• [Work to do] Go through the material below, count the lines with the word "this", and reply with the count alone.

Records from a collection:
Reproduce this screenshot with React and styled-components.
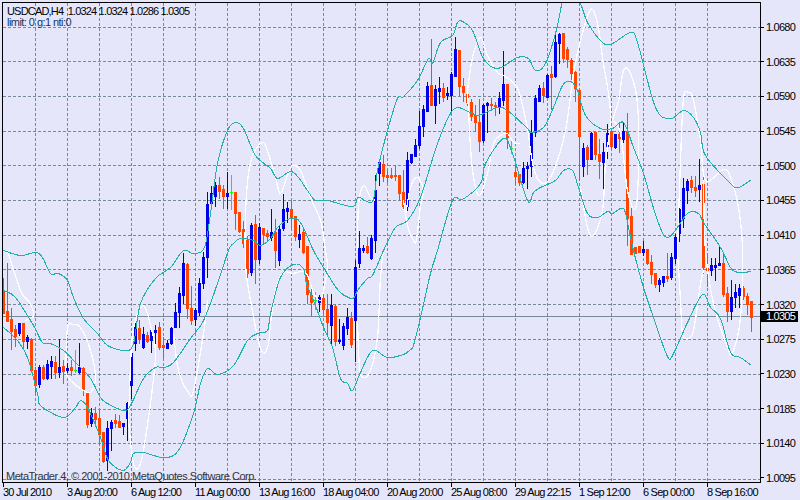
import styled, { createGlobalStyle } from 'styled-components'

// [colour, high, body top, body bottom, low] in screen pixels, one bar every 4px from x=3
const bars = [
  ['r',278,290,313,313],['r',263,311,321,321],['r',308,319,331,349],['r',325,329,336,346],['b',323,323,333,335],
  ['r',323,323,341,348],['b',335,337,341,348],['r',338,339,370,371],['r',367,370,385,394],['b',365,367,384,387],
  ['r',365,367,378,379],['b',360,364,378,379],['b',356,361,366,378],['r',356,362,372,378],['b',339,367,372,377],
  ['r',360,366,371,383],['b',363,368,370,372],['r',360,367,370,375],['g',350,370,370,372],['b',343,367,372,373],
  ['r',367,368,390,395],['r',392,393,424,427],['b',408,413,423,426],['r',407,413,419,425],['r',410,418,434,443],
  ['r',432,432,461,462],['b',421,428,460,470],['b',420,422,428,450],['r',414,420,423,427],['r',415,421,427,427],
  ['b',423,423,426,434],['b',402,403,418,440],['b',344,353,385,398],['b',320,326,343,350],['r',320,328,339,343],
  ['b',327,334,347,348],['r',332,335,341,342],['b',330,330,340,352],['b',325,330,332,348],['r',322,327,347,349],
  ['r',337,345,347,357],['b',340,343,348,348],['b',327,328,343,344],['b',303,312,327,327],['b',287,293,312,327],
  ['b',253,263,295,303],['r',263,264,308,318],['r',286,308,320,324],['b',308,310,319,325],['b',278,283,312,315],
  ['b',252,257,283,288],['b',192,204,257,277],['b',186,193,203,209],['b',182,185,196,206],['r',177,185,191,198],
  ['r',185,189,196,208],['b',172,193,196,208],['g',175,192,192,209],['r',192,192,213,229],['r',212,212,231,232],
  ['r',221,229,243,247],['r',236,240,273,278],['b',223,225,272,275],['r',215,224,259,283],['b',223,227,259,263],
  ['r',228,228,234,243],['r',230,233,236,240],['b',209,232,237,240],['r',219,232,250,267],['b',225,229,260,265],
  ['b',194,209,228,230],['b',202,208,211,222],['r',201,209,217,227],['r',216,216,236,240],['b',225,234,239,247],
  ['r',228,232,252,253],['r',246,246,294,303],['r',285,295,302,315],['g',292,300,300,309],['b',295,297,302,311],
  ['r',288,298,309,313],['r',294,309,322,334],['b',294,305,325,344],['r',304,306,341,345],['b',319,340,341,343],
  ['b',323,326,345,349],['b',308,317,328,334],['r',312,318,344,347],['b',260,267,320,361],['b',231,248,263,267],
  ['b',245,248,250,252],['r',237,246,252,253],['b',235,238,258,259],['b',175,190,240,252],['b',162,162,173,185],
  ['r',155,164,176,181],['r',170,175,177,182],['r',168,175,177,178],['r',165,175,176,180],['r',175,175,193,199],
  ['r',170,192,206,208],['b',152,160,206,210],['b',154,154,162,163],['b',139,145,156,156],['b',111,126,145,148],
  ['b',105,109,126,136],['b',82,86,111,111],['r',39,85,105,105],['b',85,89,105,123],['b',77,88,91,103],
  ['r',83,88,97,101],['b',87,93,95,99],['b',72,74,95,111],['b',37,49,76,76],['r',50,50,86,95],
  ['r',78,86,92,101],['r',88,94,102,105],['r',99,102,116,120],['r',105,115,122,131],['r',99,122,141,151],
  ['b',104,105,140,142],['b',102,103,105,132],['r',98,104,105,110],['r',102,105,106,115],['b',92,98,106,113],
  ['b',51,84,100,105],['r',84,84,137,148],['g',139,148,148,153],['r',159,172,176,184],['r',174,174,182,185],
  ['b',162,168,182,183],['b',162,166,168,188],['b',120,132,166,176],['b',95,98,132,136],['b',85,88,101,101],
  ['r',82,88,95,102],['b',74,75,97,97],['r',66,74,77,109],['b',35,42,76,77],['b',33,34,43,63],
  ['r',33,33,58,62],['r',47,49,59,67],['r',58,60,73,79],['r',71,72,88,101],['r',90,90,136,180],
  ['b',143,148,166,176],['r',145,147,159,174],['b',132,133,159,159],['r',132,132,154,159],['r',139,154,161,178],
  ['b',143,152,162,188],['b',124,133,146,158],['r',131,131,146,148],['b',134,134,147,148],['r',124,134,138,152],
  ['b',122,131,139,142],['r',113,131,218,245],['r',208,216,254,254],['r',247,247,253,253],['r',246,246,252,252],
  ['b',241,249,252,255],['r',249,249,263,264],['r',255,262,274,283],['r',273,273,284,287],['b',278,280,284,291],
  ['b',276,276,282,286],['r',253,276,278,281],['b',253,257,277,279],['b',234,237,258,263],['b',180,209,233,241],
  ['b',178,188,218,227],['b',179,181,190,203],['r',176,180,187,192],['r',176,187,190,196],['b',159,185,189,201],
  ['r',170,184,267,273],['r',255,268,270,286],['b',258,265,270,275],['b',258,265,267,280],['b',247,263,265,265],
  ['r',253,263,294,296],['r',287,293,311,321],['b',280,297,311,319],['b',284,292,297,307],['b',284,288,295,307],
  ['r',286,288,296,299],['r',293,296,304,314],['r',301,301,317,331],
]

const upperBand = [[3,250],[20,255],[35,252],[42,257],[50,273],[58,273],[67,280],[73,297],[83,318],[97,333],[107,345],[125,350],[133,343],[140,303],[155,278],[170,267],[183,250],[193,253],[204,247],[210,213],[217,163],[227,130],[235,122],[243,128],[255,155],[270,168],[277,178],[290,171],[298,177],[307,190],[315,200],[327,200],[352,206],[358,197],[372,201],[377,170],[387,130],[397,98],[403,96],[417,80],[428,58],[432,63],[440,42],[452,35],[457,22],[462,21],[472,30],[483,58],[497,68],[517,57],[528,58],[535,70],[545,63],[555,33],[560,10],[563,0],[578,0],[587,22],[602,42],[612,43],[630,32],[637,42],[655,107],[670,118],[683,110],[693,117],[700,132],[705,155],[730,183],[738,187],[751,179]]

const middleBand = [[3,290],[15,297],[33,325],[42,342],[50,343],[63,350],[75,362],[90,378],[100,397],[107,403],[123,410],[130,405],[143,378],[155,367],[163,367],[173,362],[190,338],[203,320],[217,283],[228,250],[233,243],[240,238],[253,240],[260,245],[270,238],[277,227],[290,218],[300,222],[313,250],[323,267],[338,290],[352,298],[357,290],[367,278],[372,275],[380,257],[383,250],[395,227],[407,220],[420,197],[437,143],[453,109],[470,112],[478,115],[497,107],[507,110],[527,128],[530,132],[543,127],[553,107],[562,85],[570,81],[577,90],[585,115],[600,128],[612,128],[623,122],[633,147],[643,173],[657,220],[668,237],[687,213],[698,213],[703,222],[720,247],[730,267],[738,272],[751,271]]

const lowerBand = [[3,327],[17,340],[27,357],[37,393],[40,405],[63,417],[75,407],[80,400],[87,407],[100,437],[108,460],[122,470],[130,462],[133,453],[143,452],[163,457],[178,450],[193,413],[200,383],[207,368],[217,374],[233,365],[247,340],[257,333],[267,330],[270,313],[280,277],[293,264],[303,268],[306,283],[315,305],[323,327],[332,347],[340,378],[347,383],[352,390],[360,372],[372,350],[387,357],[403,354],[410,349],[413,345],[420,317],[430,273],[437,250],[452,200],[462,199],[480,183],[485,163],[503,138],[512,153],[527,200],[533,192],[540,187],[555,180],[563,170],[572,170],[578,187],[587,213],[597,217],[607,211],[612,213],[623,208],[628,227],[633,250],[643,287],[653,317],[667,356],[673,353],[687,322],[702,294],[710,307],[720,318],[730,352],[740,357],[751,365]]

const whiteLines = [
  [[7,250],[20,290],[29,302],[33,315],[25,320]],
  [[65,372],[67,327],[72,324],[80,327],[90,350],[95,377],[90,392],[80,388],[70,380],[65,372]],
  [[128,420],[131,345],[135,320],[143,305],[150,325],[155,355],[148,417],[140,463],[133,463],[128,420]],
  [[173,333],[178,370],[188,392],[193,390],[203,333],[207,300]],
  [[247,283],[257,337],[263,353],[268,343],[270,323],[275,290],[283,272],[292,273],[305,272],[313,292],[320,300],[323,290],[327,267],[325,250],[320,220],[310,197],[300,170],[292,165],[287,175],[280,193],[275,177],[270,160],[263,142],[253,153],[248,173],[245,213],[245,262],[247,283]],
  [[357,320],[359,367],[363,377],[370,370],[377,337],[380,277],[383,250]],
  [[357,250],[358,205],[363,185],[370,197],[375,200]],
  [[405,215],[410,187],[417,177],[423,190],[420,205],[416,239],[413,240],[407,225],[403,200]],
  [[467,90],[470,147],[473,177],[479,195],[487,173],[493,143],[500,135],[507,133],[513,142],[520,143]],
  [[527,127],[517,88],[503,75],[497,72],[487,55],[480,37],[472,57],[467,90]],
  [[527,127],[533,167],[542,183],[552,173],[565,130],[573,73],[580,40],[590,9],[597,23],[602,57],[610,113],[605,163],[602,210],[593,235],[587,227],[580,187]],
  [[612,120],[620,133],[627,190],[635,208],[638,167],[637,103],[630,73],[623,70],[618,100],[612,120]],
  [[677,250],[680,160],[683,98],[688,92],[693,100],[700,140],[705,180],[723,169],[730,177],[738,207],[742,250],[740,317],[732,352],[727,347],[713,303],[705,250],[703,180]],
  [[677,250],[680,300],[682,333],[687,338],[693,330],[700,283],[703,270]],
]

const barColors = { r: '#ff4500', b: '#0000e6', g: '#00ff00' }
const gridY = [27,61,96,131,165,200,235,269,304,339,374,409,443,479]
const gridX = Array.from({ length: 22 }, (_, i) => 35 + i * 32)
const prices = ['1.0680','1.0635','1.0590','1.0545','1.0500','1.0455','1.0410','1.0365','1.0320','1.0275','1.0230','1.0185','1.0140','1.0095']
const dates = ['30 Jul 2010','3 Aug 20:00','6 Aug 12:00','11 Aug 00:00','13 Aug 16:00','18 Aug 04:00','20 Aug 20:00','25 Aug 08:00','29 Aug 22:15','1 Sep 12:00','6 Sep 00:00','8 Sep 16:00']

// smooth the traced points so the bands curve like the indicator does
const toCurve = (pts) => {
  let d = `M${pts[0][0] + 0.5} ${pts[0][1] + 0.5}`
  for (let i = 0; i < pts.length - 1; i++) {
    const p0 = pts[i - 1] || pts[i]
    const p1 = pts[i]
    const p2 = pts[i + 1]
    const p3 = pts[i + 2] || p2
    const c1x = p1[0] + (p2[0] - p0[0]) / 6
    const c1y = p1[1] + (p2[1] - p0[1]) / 6
    const c2x = p2[0] - (p3[0] - p1[0]) / 6
    const c2y = p2[1] - (p3[1] - p1[1]) / 6
    d += ` C${c1x + 0.5} ${c1y + 0.5} ${c2x + 0.5} ${c2y + 0.5} ${p2[0] + 0.5} ${p2[1] + 0.5}`
  }
  return d
}

function ChartDrawing() {
  return (
    <ChartSvg viewBox="3 3 757 479" shapeRendering="crispEdges" fill="none">
      {gridY.map((y) => <line key={y} x1="3" x2="760" y1={y + 0.5} y2={y + 0.5} stroke="#778899" strokeDasharray="3 2" />)}
      {gridX.map((x) => <line key={x} x1={x + 0.5} x2={x + 0.5} y1="3" y2="482" stroke="#778899" strokeDasharray="3 2" />)}
      <line x1="3" x2="760" y1="316.5" y2="316.5" stroke="#778899" />
      {bars.map(([c, high, top, bottom, low], i) => {
        const x = 3 + i * 4
        return (
          <g key={i} fill={barColors[c]}>
            <rect x={x} y={high} width="1" height={low - high + 1} />
            <rect x={x - 1} y={top} width="3" height={bottom - top + 1} />
          </g>
        )
      })}
      {whiteLines.map((line, i) => <path key={i} d={toCurve(line)} stroke="#ffffff" strokeWidth="1.3" />)}
      <path d={toCurve(upperBand)} stroke="#20b2aa" strokeWidth="1.05" />
      <path d={toCurve(middleBand)} stroke="#20b2aa" strokeWidth="1.05" />
      <path d={toCurve(lowerBand)} stroke="#20b2aa" strokeWidth="1.05" />
    </ChartSvg>
  )
}

export default function App() {
  return (
    <>
      <GlobalStyle />
      <Terminal>
        <ChartRow>
          <Plot>
            <ChartDrawing />
            <Legend>
              <Symbol>USDCAD,H4&nbsp; 1.0324 1.0324 1.0286 1.0305</Symbol>
              <Status>limit: 0 g:1 nti:0</Status>
            </Legend>
            <Copyright>MetaTrader 4, © 2001-2010 MetaQuotes Software Corp.</Copyright>
          </Plot>
          <PriceAxis>
            {prices.map((p) => (
              <PriceRow key={p}>
                <PriceTick />
                {p}
              </PriceRow>
            ))}
            <PriceTag>1.0305</PriceTag>
          </PriceAxis>
        </ChartRow>
        <TimeAxis>
          {dates.map((d) => (
            <TimeCell key={d}>
              <TimeTick />
              <TimeLabel>{d}</TimeLabel>
            </TimeCell>
          ))}
        </TimeAxis>
      </Terminal>
    </>
  )
}

const GlobalStyle = createGlobalStyle`
  body {
    margin: 0;
    background: #e6e6fa;
  }
`

const Terminal = styled.div`
  width: 800px;
  height: 500px;
  padding: 2px 0 0 2px;
  box-sizing: border-box;
  overflow: hidden;
  background: #e6e6fa;
  color: #000;
  font-family: "Liberation Sans", Arial, sans-serif;
  font-size: 11px;
  letter-spacing: -0.78px;
  line-height: 12px;
`

const ChartRow = styled.div`
  display: flex;
  height: 481px;
`

const Plot = styled.div`
  position: relative;
  width: 759px;
  height: 481px;
  box-sizing: border-box;
  border: 1px solid #000;
`

const ChartSvg = styled.svg`
  display: block;
  width: 757px;
  height: 479px;
`

const Legend = styled.div`
  position: absolute;
  top: 2px;
  left: 4px;
`

const Symbol = styled.div`
  white-space: pre;
  letter-spacing: -0.82px;
`

const Status = styled.div`
  margin-top: -1px;
  color: #16365c;
  letter-spacing: -0.55px;
`

const Copyright = styled.div`
  position: absolute;
  left: 3px;
  bottom: 0;
  color: #33333d;
  letter-spacing: -0.48px;
`

const PriceAxis = styled.div`
  position: relative;
  display: flex;
  flex-direction: column;
  justify-content: space-between;
  width: 39px;
  height: 482px;
  padding-top: 19px;
  box-sizing: border-box;
`

const PriceRow = styled.div`
  display: flex;
  align-items: center;
  gap: 2px;
  height: 12px;
`

const PriceTick = styled.span`
  width: 3px;
  height: 1px;
  background: #000;
`

const PriceTag = styled.div`
  position: absolute;
  top: 309px;
  left: 0;
  width: 37px;
  height: 11px;
  padding-left: 5px;
  box-sizing: border-box;
  background: #000;
  color: #fff;
  line-height: 11px;
`

const TimeAxis = styled.div`
  display: grid;
  grid-template-columns: repeat(12, 64px);
  padding-left: 1px;
`

const TimeCell = styled.div`
  display: flex;
  flex-direction: column;
`

const TimeTick = styled.span`
  width: 1px;
  height: 4px;
  background: #000;
`

const TimeLabel = styled.span`
  margin-top: -1px;
  white-space: nowrap;
`
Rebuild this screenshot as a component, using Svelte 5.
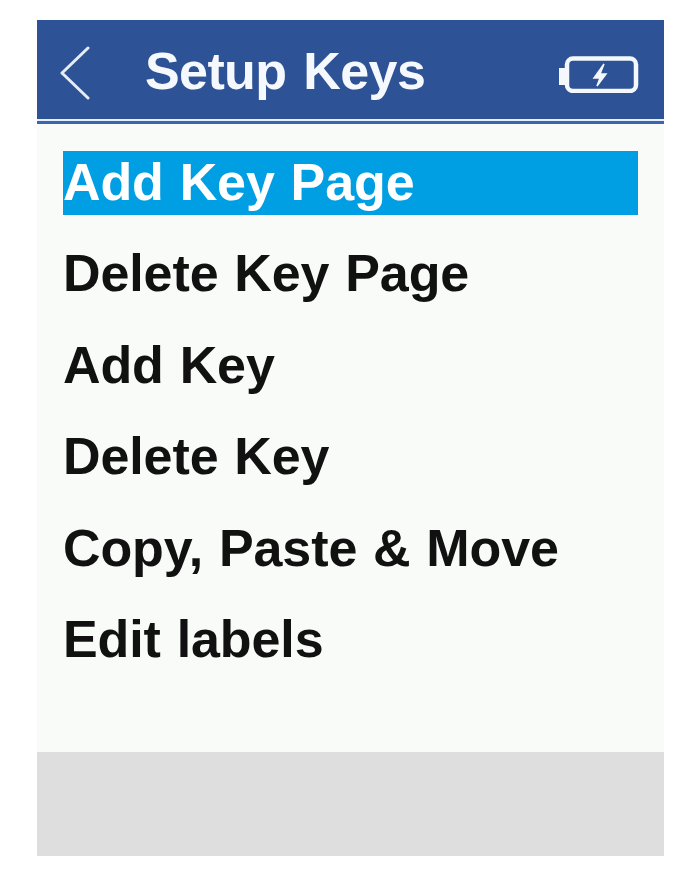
<script>
  const items = ["Add Key Page", "Delete Key Page", "Add Key", "Delete Key", "Copy, Paste & Move", "Edit labels"];
  let selected = 0;
</script>

<main>
  <div class="screen">
    <header>
      <svg class="back" width="32" height="54" viewBox="0 0 32 54">
        <path d="M28 2 L2 27 L28 52" fill="none" stroke="#e6edf6" stroke-width="3" stroke-linejoin="round" stroke-linecap="round" />
      </svg>
      <h1>Setup Keys</h1>
      <svg class="battery" width="81" height="40" viewBox="0 0 81 40">
        <rect x="1" y="15" width="6" height="17" fill="#f4f7fb" />
        <rect x="9" y="5.5" width="69" height="32.5" rx="6" fill="none" stroke="#f4f7fb" stroke-width="4.5" />
        <path d="M46 11 L36 25 L42 25 L39 33 L48 21 L42 21 Z" fill="#f4f7fb" stroke="#f4f7fb" stroke-width="1.5" />
      </svg>
    </header>
    <ul>
      {#each items as item, i}
        <li class:selected={i === selected}>{item}</li>
      {/each}
    </ul>
    <footer></footer>
  </div>
</main>

<style>
  :global(body) {
    background: #fff;
    font-family: "Liberation Sans", Arial, sans-serif;
  }

  main {
    padding: 20px 27px 26px 37px;
  }

  .screen {
    display: flex;
    flex-direction: column;
    height: 836px;
    background: #f9fbf9;
  }

  header {
    display: flex;
    align-items: center;
    height: 101px;
    padding: 7px 25px 0 23px;
    box-sizing: border-box;
    background: #2e5296;
    border-bottom: 2px solid #e8eff8;
    box-shadow: 0 3px 0 #3a66ad;
  }

  .back {
    flex: none;
  }

  h1 {
    flex: 1;
    margin: 0 0 4px 53px;
    font-size: 52px;
    font-weight: bold;
    letter-spacing: -0.6px;
    word-spacing: 3px;
    color: #f5f8fc;
  }

  ul {
    flex: 1;
    list-style: none;
    margin: 0;
    padding: 30px 26px 0;
  }

  li {
    height: 64px;
    margin-bottom: 27.4px;
    font-size: 52px;
    line-height: 62px;
    font-weight: bold;
    letter-spacing: -0.1px;
    word-spacing: 1.5px;
    color: #111;
  }

  li.selected {
    background: #009fe3;
    color: #fff;
  }

  footer {
    height: 104px;
    background: #dedede;
  }
</style>
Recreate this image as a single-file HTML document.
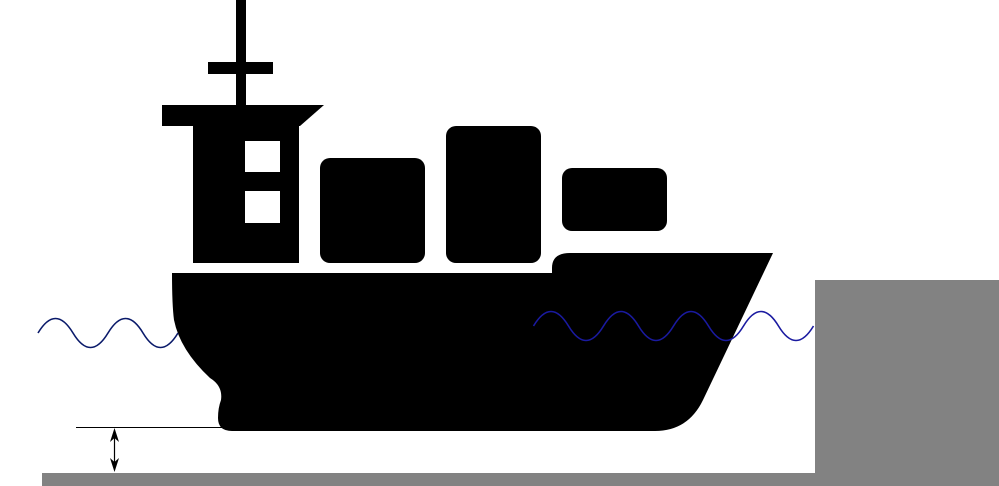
<!DOCTYPE html>
<html><head><style>html,body{margin:0;padding:0;background:#fff;}svg{display:block}</style></head>
<body>
<svg width="999" height="486" viewBox="0 0 999 486" xmlns="http://www.w3.org/2000/svg">
<rect x="0" y="0" width="999" height="486" fill="#fff"/>
<!-- seabed and quay -->
<rect x="42" y="473" width="773" height="13" fill="#828282"/>
<rect x="815" y="280" width="184" height="206" fill="#828282"/>
<!-- mast -->
<rect x="236" y="0" width="10" height="110" fill="#000"/>
<rect x="208" y="62" width="65" height="12" fill="#000"/>
<polygon points="162,105 324,105 300,126 162,126" fill="#000"/>
<rect x="193" y="124" width="106" height="139" fill="#000"/>
<rect x="245" y="141" width="35" height="31" fill="#fff"/>
<rect x="245" y="191" width="35" height="32" fill="#fff"/>
<!-- containers -->
<rect x="320" y="158" width="105" height="105" rx="10" fill="#000"/>
<rect x="446" y="126" width="95" height="137" rx="10" fill="#000"/>
<rect x="562" y="168" width="105" height="63" rx="10" fill="#000"/>
<!-- hull -->
<path d="M172,273 L552,273 L552,268 Q552,253 570,253 L773,253 L703,400 Q688,431 655,431 L232,431 Q218,431 218,418 Q218,408 221,400 Q223,386 210,378 Q180,350 174,320 Q172,305 172,273 Z" fill="#000"/>
<!-- waves -->
<path d="M38,333 Q55.5,304 73,333 T108,333 T143,333 T178,333" fill="none" stroke="#0a1a6a" stroke-width="1.6"/>
<path d="M533.5,326 Q551,297 568.5,326 T603.5,326 T638.5,326 T673.5,326 T708.5,326 T743.5,326 T778.5,326 T813.5,326" fill="none" stroke="#1a1aa0" stroke-width="1.6"/>
<!-- clearance -->
<line x1="76" y1="427.5" x2="222" y2="427.5" stroke="#000" stroke-width="1"/>
<line x1="114.5" y1="432" x2="114.5" y2="468" stroke="#000" stroke-width="1.2"/>
<polygon points="114.5,428 110,442 114.5,438 119,442" fill="#000"/>
<polygon points="114.5,472 110,458 114.5,462 119,458" fill="#000"/>
</svg>
</body></html>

• [Written reply] 3